I am trying hard to pray for each of you, to soften my heart and work to understand the way the dominoes fell that brought us all to this point in our school’s history. It is not hard for me to see the moral failings of a single human, but shouldn’t there have been strength in numbers? Two, three, four of you — five with McQueary – all knowing the same thing, all rationalizing the same inaction, all showing great concern for the wrong person.

One thing is clear: This scandal has reinforced a basic truth that had become muffled beneath a stadium of deafening cheers — Penn State University is larger than a single man and more powerful than a single sport, but no more important than a single child. To move forward, we all must not only acknowledge that truth, but rebuild our entire system of checks and balances on it.

I have friends who are taking down their JoePa photos and scraping Penn State bumper stickers off their cars. I’m not doing that. Instead I’m pretending to send this letter, to allow some of my disappointment and resolve find a home outside my own head. I’m sure some will scoff at such pointless pretending. But I know you know how good it feels sometimes to pretend.

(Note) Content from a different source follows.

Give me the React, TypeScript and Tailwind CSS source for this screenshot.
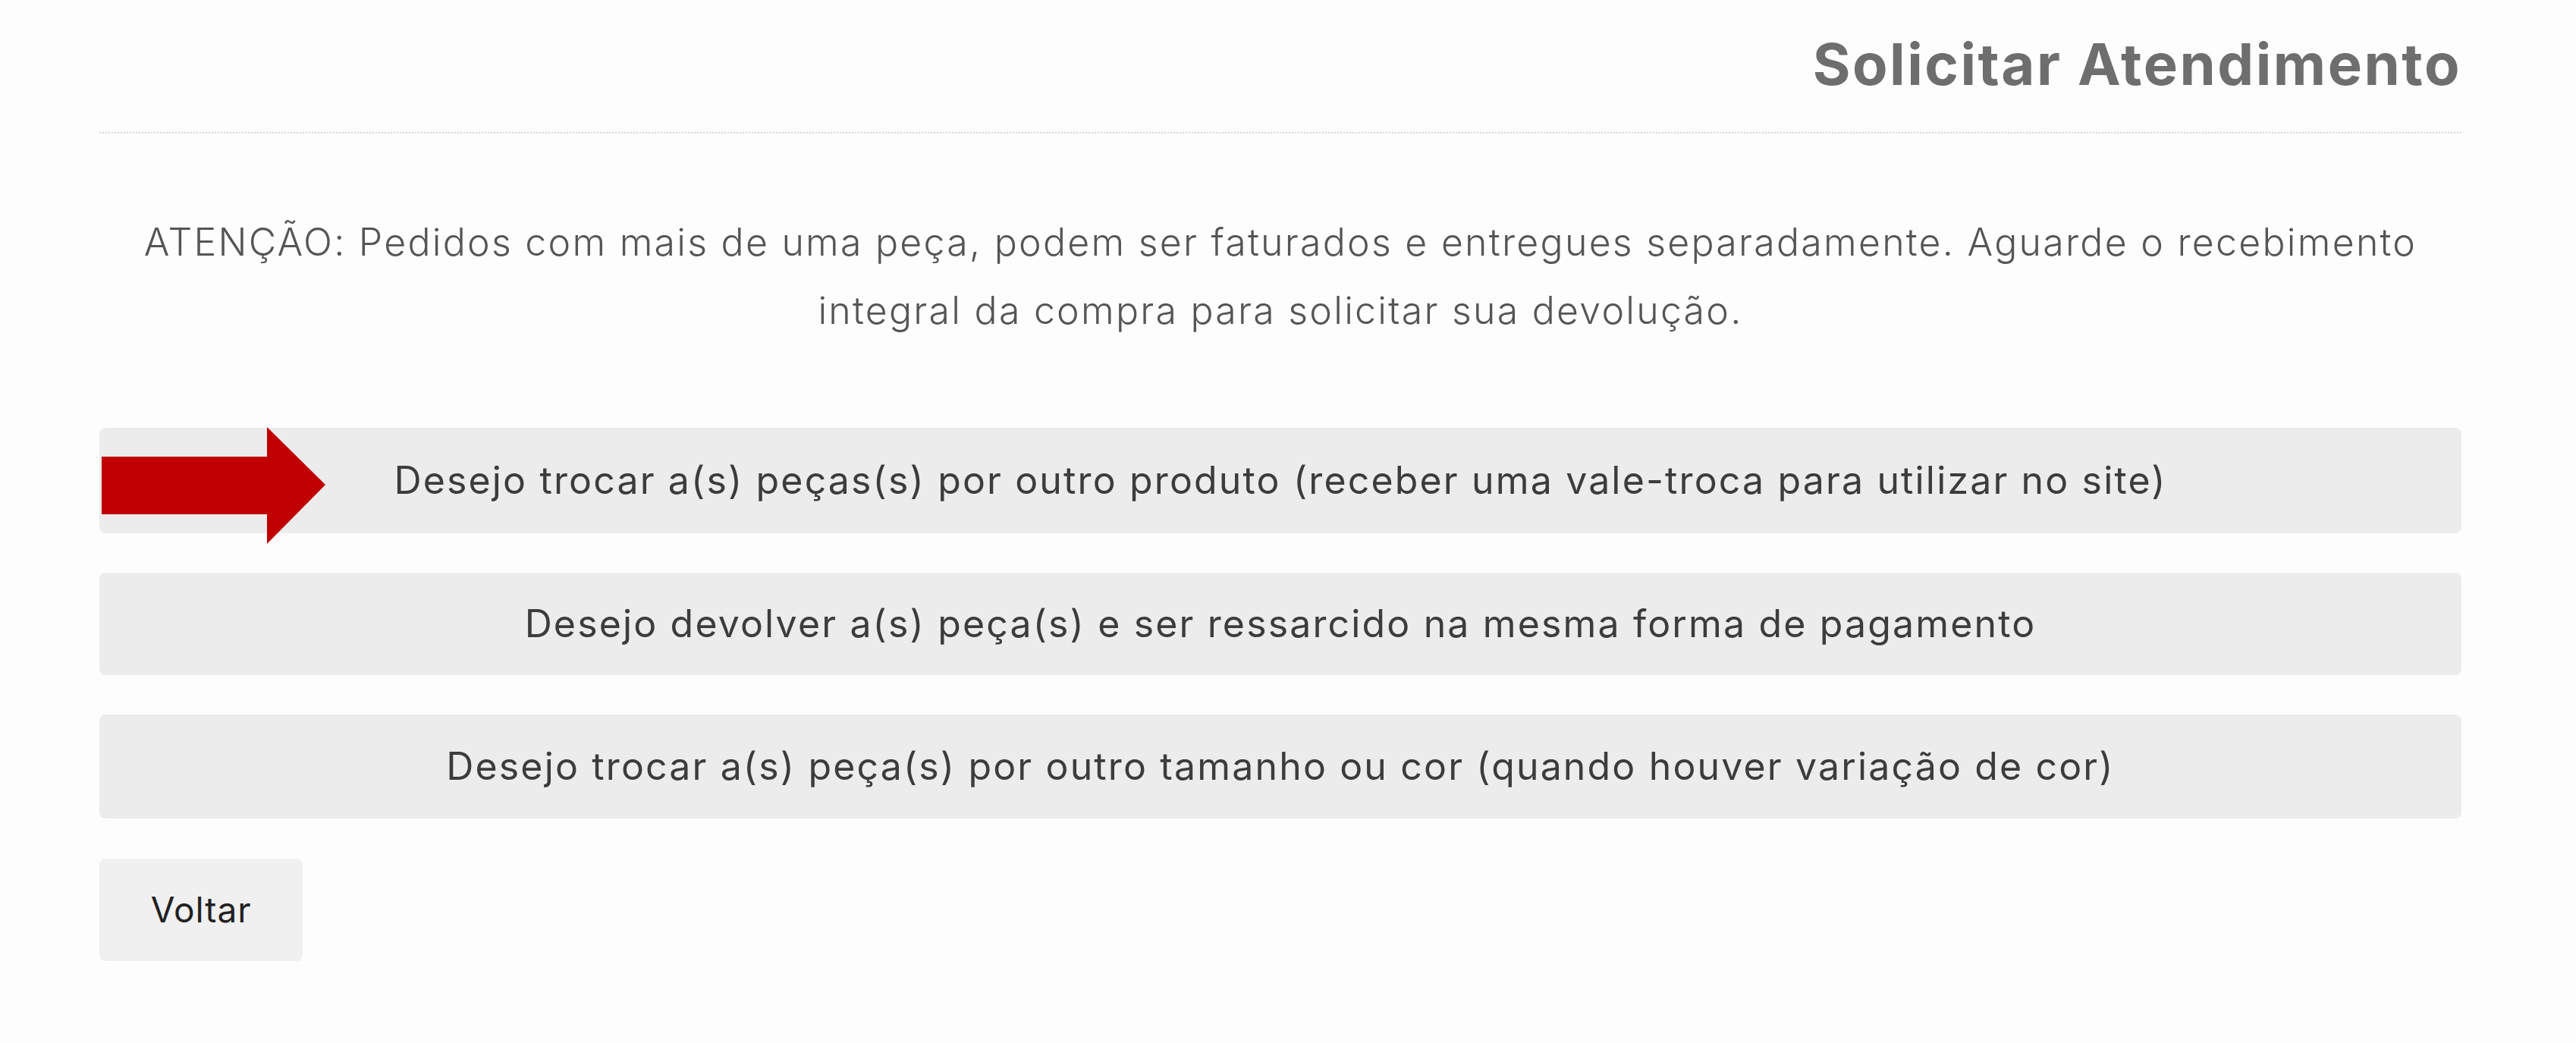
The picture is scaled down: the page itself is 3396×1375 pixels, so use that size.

My pride in Penn State is founded on the education I received there, the friendships I formed there, and the memories I made there. Sure, football played a role, but I don’t have any answers on what should happen now in regards to sports. What I do have is a coffee mug, custom-made for me by some great friends, engraved with something you told me was your life’s philosophy when I interviewed you back in ’95, Joe. “Just be good people. Care for other people; life is more fun that way.” I believe you spent the majority of your life trying to do that.

This mug won’t find my trash can; it is even more precious to me now. Its words are a reminder of the human condition, of how we try and fail, sometimes miserably. May we all commit ourselves to caring for other people, more than we care for ourselves.